A video posted online showed a plume of white smoke rising from the blast scene near the police station. The police did not immediately comment, and it was not clear if the explosions were bomb attacks, though officials have been urging vigilance in the wake of a string of explosions in recent weeks.

One person was killed and at least seven others wounded in an explosion at a restaurant in a suburb of Kampala on Oct. 23.

Another blast, two days later, on a passenger bus, killed only the suicide bomber, according to the police.

Even before those attacks, the British government had updated its Uganda travel advisory to warn that extremists “are very likely to try to carry out attacks” in the East African country.

The Allied Democratic Forces, an affiliate of the Islamic State group in central Africa, claimed responsibility for the attack on the restaurant.
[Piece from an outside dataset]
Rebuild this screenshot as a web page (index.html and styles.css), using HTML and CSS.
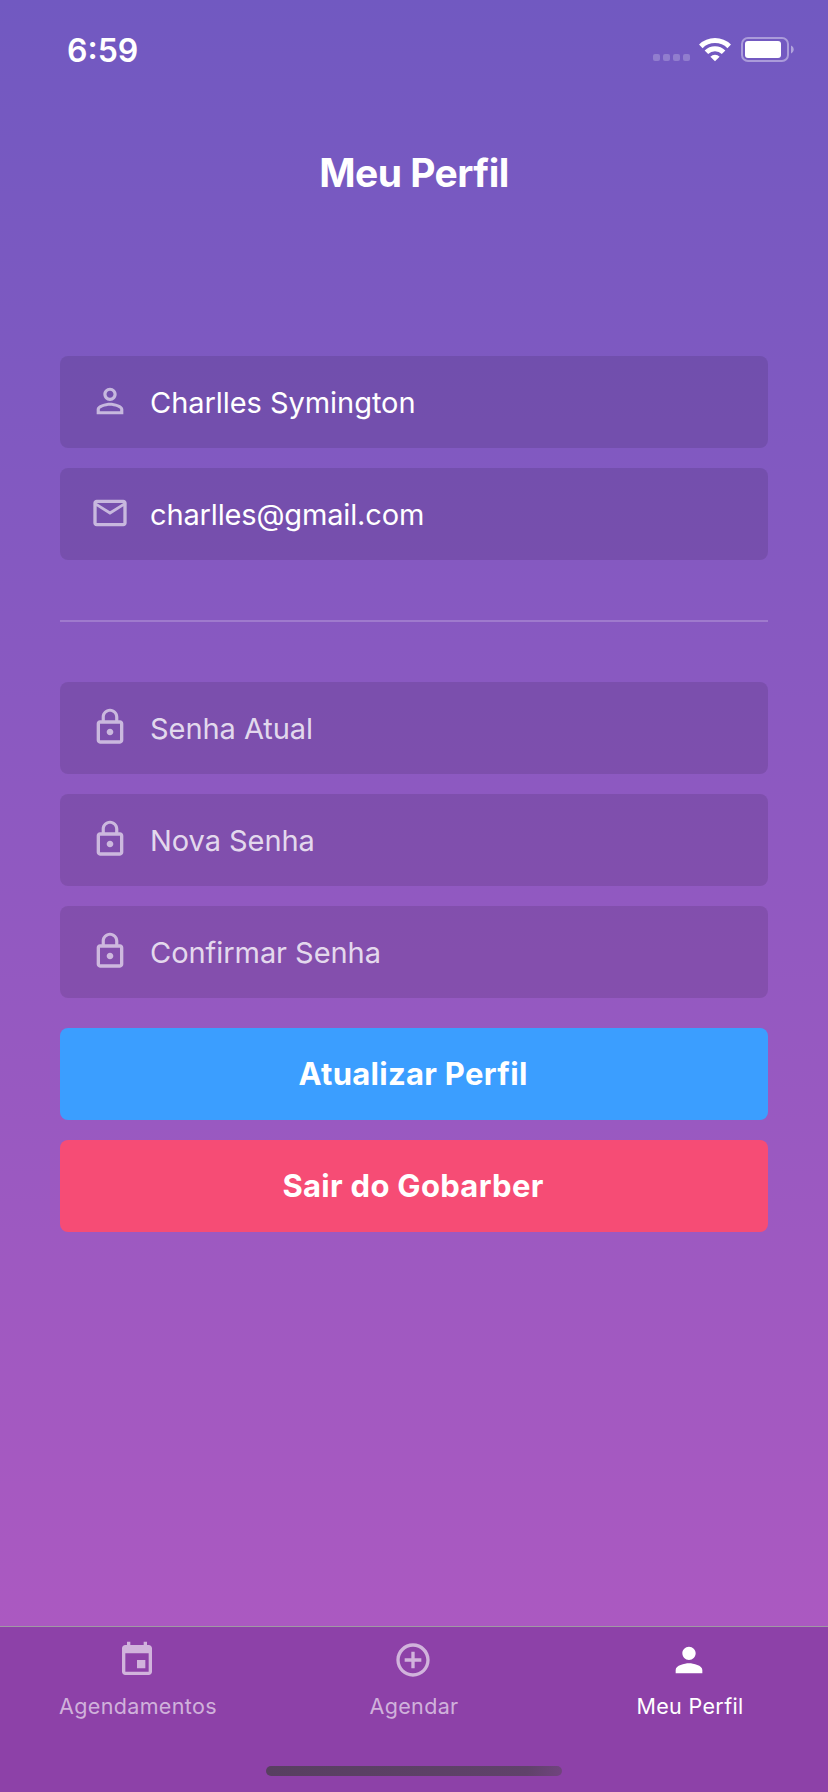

That group has long been opposed to the rule of longtime President Yoweri Museveni, a U.S. security ally who was the first African leader to deploy peacekeepers in Somalia to protect the federal government from the extremist group Al Shabab.

In retaliation over Uganda’s deployment of troops to Somalia, Al Shabab carried out attacks in 2010 that killed at least 70 people who had assembled in public places in Kampala to watch a World Cup soccer game.

But the Allied Democratic Forces, with its local roots, has proved more of a headache to Mr. Museveni.

The group was established in the early 1990s by Ugandan Muslims who said that they had been sidelined by Mr. Museveni’s policies. At the time, the rebel group staged deadly terrorist attacks in Ugandan villages as well as in the capital, including a 1998 attack in which 80 students were massacred in a frontier town near the border with the Democratic Republic of Congo.

A Ugandan military assault later forced the rebels into eastern Congo, where many rebel groups are able to roam free because the central government has limited control there.

Reports of an alliance between the Allied Democratic Forces and the Islamic State first emerged in 2019, according to the SITE Intelligence Group, which tracks the online activities of extremist organizations.